All the data must come back unchanged, except that pictures are left out.

▶ [DATA PROVIDED]:
○ ○ ○ ○ ○

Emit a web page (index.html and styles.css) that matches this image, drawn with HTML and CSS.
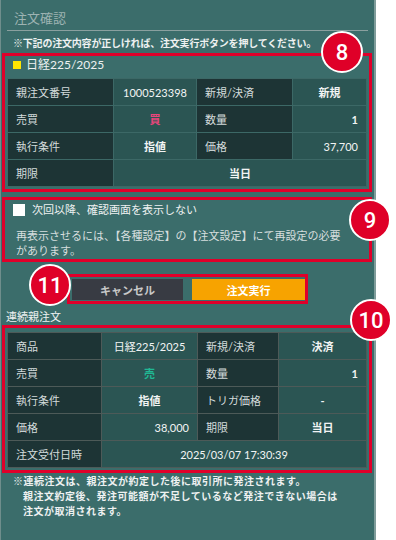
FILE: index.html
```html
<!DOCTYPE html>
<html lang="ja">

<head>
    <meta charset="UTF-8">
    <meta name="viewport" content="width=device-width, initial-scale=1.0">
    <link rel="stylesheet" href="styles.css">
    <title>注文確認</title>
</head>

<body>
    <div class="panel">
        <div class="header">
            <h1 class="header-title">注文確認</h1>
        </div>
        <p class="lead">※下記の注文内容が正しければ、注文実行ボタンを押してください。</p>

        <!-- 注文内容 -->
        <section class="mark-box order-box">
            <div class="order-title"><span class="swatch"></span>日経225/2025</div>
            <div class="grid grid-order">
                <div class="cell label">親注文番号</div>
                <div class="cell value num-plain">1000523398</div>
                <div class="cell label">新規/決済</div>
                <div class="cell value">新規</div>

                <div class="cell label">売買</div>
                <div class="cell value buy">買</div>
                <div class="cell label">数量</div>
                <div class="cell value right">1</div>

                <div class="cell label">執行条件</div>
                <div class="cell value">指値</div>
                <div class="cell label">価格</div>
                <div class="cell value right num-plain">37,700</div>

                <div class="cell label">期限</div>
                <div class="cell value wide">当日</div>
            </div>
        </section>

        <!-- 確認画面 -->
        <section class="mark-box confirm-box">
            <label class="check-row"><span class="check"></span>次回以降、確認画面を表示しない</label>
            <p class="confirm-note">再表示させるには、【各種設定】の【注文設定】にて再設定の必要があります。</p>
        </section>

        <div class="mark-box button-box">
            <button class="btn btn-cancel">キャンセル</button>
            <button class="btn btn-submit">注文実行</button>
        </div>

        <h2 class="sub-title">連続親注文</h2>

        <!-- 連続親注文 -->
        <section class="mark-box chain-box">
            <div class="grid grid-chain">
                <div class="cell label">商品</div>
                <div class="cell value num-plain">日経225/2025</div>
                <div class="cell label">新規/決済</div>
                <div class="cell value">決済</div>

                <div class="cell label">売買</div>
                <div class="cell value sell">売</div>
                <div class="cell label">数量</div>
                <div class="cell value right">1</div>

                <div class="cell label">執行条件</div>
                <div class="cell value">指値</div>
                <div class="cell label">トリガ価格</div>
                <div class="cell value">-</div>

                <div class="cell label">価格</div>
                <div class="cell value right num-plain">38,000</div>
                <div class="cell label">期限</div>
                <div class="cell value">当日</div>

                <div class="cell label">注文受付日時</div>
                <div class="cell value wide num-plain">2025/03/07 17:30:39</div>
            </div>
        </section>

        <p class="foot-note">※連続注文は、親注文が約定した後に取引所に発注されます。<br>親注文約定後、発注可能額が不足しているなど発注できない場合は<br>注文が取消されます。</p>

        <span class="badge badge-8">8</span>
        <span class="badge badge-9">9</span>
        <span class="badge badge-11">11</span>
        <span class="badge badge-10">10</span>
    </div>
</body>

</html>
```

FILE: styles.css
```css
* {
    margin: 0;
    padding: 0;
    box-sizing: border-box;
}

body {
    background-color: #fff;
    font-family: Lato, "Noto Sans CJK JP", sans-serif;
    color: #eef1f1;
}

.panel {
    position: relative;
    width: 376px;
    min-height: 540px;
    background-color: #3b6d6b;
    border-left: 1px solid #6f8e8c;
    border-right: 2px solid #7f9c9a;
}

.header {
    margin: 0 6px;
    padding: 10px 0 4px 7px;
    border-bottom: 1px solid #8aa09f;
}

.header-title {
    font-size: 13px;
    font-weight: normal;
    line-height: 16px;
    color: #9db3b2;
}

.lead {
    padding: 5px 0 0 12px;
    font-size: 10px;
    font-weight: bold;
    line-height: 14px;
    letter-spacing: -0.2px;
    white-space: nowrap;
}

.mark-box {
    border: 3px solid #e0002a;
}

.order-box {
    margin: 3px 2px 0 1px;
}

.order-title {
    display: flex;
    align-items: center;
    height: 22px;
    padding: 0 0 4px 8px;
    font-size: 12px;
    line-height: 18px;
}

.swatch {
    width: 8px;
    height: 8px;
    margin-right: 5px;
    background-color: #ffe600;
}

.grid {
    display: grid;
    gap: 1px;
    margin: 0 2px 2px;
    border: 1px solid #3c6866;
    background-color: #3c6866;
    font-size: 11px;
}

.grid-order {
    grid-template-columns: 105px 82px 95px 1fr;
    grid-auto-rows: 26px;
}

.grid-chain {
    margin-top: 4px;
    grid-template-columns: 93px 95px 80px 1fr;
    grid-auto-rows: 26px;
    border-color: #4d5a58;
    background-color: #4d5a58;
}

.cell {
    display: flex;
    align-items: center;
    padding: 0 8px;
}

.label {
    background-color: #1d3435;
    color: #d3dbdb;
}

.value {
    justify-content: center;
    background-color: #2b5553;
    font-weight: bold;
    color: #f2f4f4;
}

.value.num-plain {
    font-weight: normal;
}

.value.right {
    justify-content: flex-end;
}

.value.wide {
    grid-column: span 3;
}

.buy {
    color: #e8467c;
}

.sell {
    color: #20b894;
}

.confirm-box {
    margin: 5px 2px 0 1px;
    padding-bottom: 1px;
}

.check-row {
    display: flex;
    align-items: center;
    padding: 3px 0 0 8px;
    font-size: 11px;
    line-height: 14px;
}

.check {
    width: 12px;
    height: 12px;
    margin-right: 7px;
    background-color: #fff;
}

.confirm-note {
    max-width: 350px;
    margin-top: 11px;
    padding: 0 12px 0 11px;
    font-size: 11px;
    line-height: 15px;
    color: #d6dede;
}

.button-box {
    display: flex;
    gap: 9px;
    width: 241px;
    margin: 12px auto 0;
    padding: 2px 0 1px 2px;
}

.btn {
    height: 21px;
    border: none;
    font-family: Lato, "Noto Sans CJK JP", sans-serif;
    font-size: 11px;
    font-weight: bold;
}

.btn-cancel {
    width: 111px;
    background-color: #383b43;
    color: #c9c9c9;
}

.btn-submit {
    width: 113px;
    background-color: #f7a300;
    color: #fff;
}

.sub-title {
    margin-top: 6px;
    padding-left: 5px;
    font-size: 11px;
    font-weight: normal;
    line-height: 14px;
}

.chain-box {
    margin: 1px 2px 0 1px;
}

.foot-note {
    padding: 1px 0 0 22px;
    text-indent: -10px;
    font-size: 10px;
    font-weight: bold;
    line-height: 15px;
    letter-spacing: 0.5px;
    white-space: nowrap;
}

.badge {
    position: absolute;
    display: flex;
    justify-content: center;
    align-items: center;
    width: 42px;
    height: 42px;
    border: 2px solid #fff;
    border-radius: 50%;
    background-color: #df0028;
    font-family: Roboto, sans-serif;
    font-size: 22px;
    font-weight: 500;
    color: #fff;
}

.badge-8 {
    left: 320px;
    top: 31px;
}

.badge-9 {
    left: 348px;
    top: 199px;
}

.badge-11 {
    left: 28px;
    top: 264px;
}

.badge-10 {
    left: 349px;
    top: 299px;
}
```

○ ○ ○ ○ ○

▶ [TASK RESULT]:
Emit a web page (index.html and styles.css) that matches this image, drawn with HTML and CSS.
FILE: index.html
```html
<!DOCTYPE html>
<html lang="ja">

<head>
    <meta charset="UTF-8">
    <meta name="viewport" content="width=device-width, initial-scale=1.0">
    <link rel="stylesheet" href="styles.css">
    <title>注文確認</title>
</head>

<body>
    <div class="panel">
        <div class="header">
            <h1 class="header-title">注文確認</h1>
        </div>
        <p class="lead">※下記の注文内容が正しければ、注文実行ボタンを押してください。</p>

        <!-- 注文内容 -->
        <section class="mark-box order-box">
            <div class="order-title"><span class="swatch"></span>日経225/2025</div>
            <div class="grid grid-order">
                <div class="cell label">親注文番号</div>
                <div class="cell value num-plain">1000523398</div>
                <div class="cell label">新規/決済</div>
                <div class="cell value">新規</div>

                <div class="cell label">売買</div>
                <div class="cell value buy">買</div>
                <div class="cell label">数量</div>
                <div class="cell value right">1</div>

                <div class="cell label">執行条件</div>
                <div class="cell value">指値</div>
                <div class="cell label">価格</div>
                <div class="cell value right num-plain">37,700</div>

                <div class="cell label">期限</div>
                <div class="cell value wide">当日</div>
            </div>
        </section>

        <!-- 確認画面 -->
        <section class="mark-box confirm-box">
            <label class="check-row"><span class="check"></span>次回以降、確認画面を表示しない</label>
            <p class="confirm-note">再表示させるには、【各種設定】の【注文設定】にて再設定の必要があります。</p>
        </section>

        <div class="mark-box button-box">
            <button class="btn btn-cancel">キャンセル</button>
            <button class="btn btn-submit">注文実行</button>
        </div>

        <h2 class="sub-title">連続親注文</h2>

        <!-- 連続親注文 -->
        <section class="mark-box chain-box">
            <div class="grid grid-chain">
                <div class="cell label">商品</div>
                <div class="cell value num-plain">日経225/2025</div>
                <div class="cell label">新規/決済</div>
                <div class="cell value">決済</div>

                <div class="cell label">売買</div>
                <div class="cell value sell">売</div>
                <div class="cell label">数量</div>
                <div class="cell value right">1</div>

                <div class="cell label">執行条件</div>
                <div class="cell value">指値</div>
                <div class="cell label">トリガ価格</div>
                <div class="cell value">-</div>

                <div class="cell label">価格</div>
                <div class="cell value right num-plain">38,000</div>
                <div class="cell label">期限</div>
                <div class="cell value">当日</div>

                <div class="cell label">注文受付日時</div>
                <div class="cell value wide num-plain">2025/03/07 17:30:39</div>
            </div>
        </section>

        <p class="foot-note">※連続注文は、親注文が約定した後に取引所に発注されます。<br>親注文約定後、発注可能額が不足しているなど発注できない場合は<br>注文が取消されます。</p>

        <span class="badge badge-8">8</span>
        <span class="badge badge-9">9</span>
        <span class="badge badge-11">11</span>
        <span class="badge badge-10">10</span>
    </div>
</body>

</html>
```

FILE: styles.css
```css
* {
    margin: 0;
    padding: 0;
    box-sizing: border-box;
}

body {
    background-color: #fff;
    font-family: Lato, "Noto Sans CJK JP", sans-serif;
    color: #eef1f1;
}

.panel {
    position: relative;
    width: 376px;
    min-height: 540px;
    background-color: #3b6d6b;
    border-left: 1px solid #6f8e8c;
    border-right: 2px solid #7f9c9a;
}

.header {
    margin: 0 6px;
    padding: 10px 0 4px 7px;
    border-bottom: 1px solid #8aa09f;
}

.header-title {
    font-size: 13px;
    font-weight: normal;
    line-height: 16px;
    color: #9db3b2;
}

.lead {
    padding: 5px 0 0 12px;
    font-size: 10px;
    font-weight: bold;
    line-height: 14px;
    letter-spacing: -0.2px;
    white-space: nowrap;
}

.mark-box {
    border: 3px solid #e0002a;
}

.order-box {
    margin: 3px 2px 0 1px;
}

.order-title {
    display: flex;
    align-items: center;
    height: 22px;
    padding: 0 0 4px 8px;
    font-size: 12px;
    line-height: 18px;
}

.swatch {
    width: 8px;
    height: 8px;
    margin-right: 5px;
    background-color: #ffe600;
}

.grid {
    display: grid;
    gap: 1px;
    margin: 0 2px 2px;
    border: 1px solid #3c6866;
    background-color: #3c6866;
    font-size: 11px;
}

.grid-order {
    grid-template-columns: 105px 82px 95px 1fr;
    grid-auto-rows: 26px;
}

.grid-chain {
    margin-top: 4px;
    grid-template-columns: 93px 95px 80px 1fr;
    grid-auto-rows: 26px;
    border-color: #4d5a58;
    background-color: #4d5a58;
}

.cell {
    display: flex;
    align-items: center;
    padding: 0 8px;
}

.label {
    background-color: #1d3435;
    color: #d3dbdb;
}

.value {
    justify-content: center;
    background-color: #2b5553;
    font-weight: bold;
    color: #f2f4f4;
}

.value.num-plain {
    font-weight: normal;
}

.value.right {
    justify-content: flex-end;
}

.value.wide {
    grid-column: span 3;
}

.buy {
    color: #e8467c;
}

.sell {
    color: #20b894;
}

.confirm-box {
    margin: 5px 2px 0 1px;
    padding-bottom: 1px;
}

.check-row {
    display: flex;
    align-items: center;
    padding: 3px 0 0 8px;
    font-size: 11px;
    line-height: 14px;
}

.check {
    width: 12px;
    height: 12px;
    margin-right: 7px;
    background-color: #fff;
}

.confirm-note {
    max-width: 350px;
    margin-top: 11px;
    padding: 0 12px 0 11px;
    font-size: 11px;
    line-height: 15px;
    color: #d6dede;
}

.button-box {
    display: flex;
    gap: 9px;
    width: 241px;
    margin: 12px auto 0;
    padding: 2px 0 1px 2px;
}

.btn {
    height: 21px;
    border: none;
    font-family: Lato, "Noto Sans CJK JP", sans-serif;
    font-size: 11px;
    font-weight: bold;
}

.btn-cancel {
    width: 111px;
    background-color: #383b43;
    color: #c9c9c9;
}

.btn-submit {
    width: 113px;
    background-color: #f7a300;
    color: #fff;
}

.sub-title {
    margin-top: 6px;
    padding-left: 5px;
    font-size: 11px;
    font-weight: normal;
    line-height: 14px;
}

.chain-box {
    margin: 1px 2px 0 1px;
}

.foot-note {
    padding: 1px 0 0 22px;
    text-indent: -10px;
    font-size: 10px;
    font-weight: bold;
    line-height: 15px;
    letter-spacing: 0.5px;
    white-space: nowrap;
}

.badge {
    position: absolute;
    display: flex;
    justify-content: center;
    align-items: center;
    width: 42px;
    height: 42px;
    border: 2px solid #fff;
    border-radius: 50%;
    background-color: #df0028;
    font-family: Roboto, sans-serif;
    font-size: 22px;
    font-weight: 500;
    color: #fff;
}

.badge-8 {
    left: 320px;
    top: 31px;
}

.badge-9 {
    left: 348px;
    top: 199px;
}

.badge-11 {
    left: 28px;
    top: 264px;
}

.badge-10 {
    left: 349px;
    top: 299px;
}
```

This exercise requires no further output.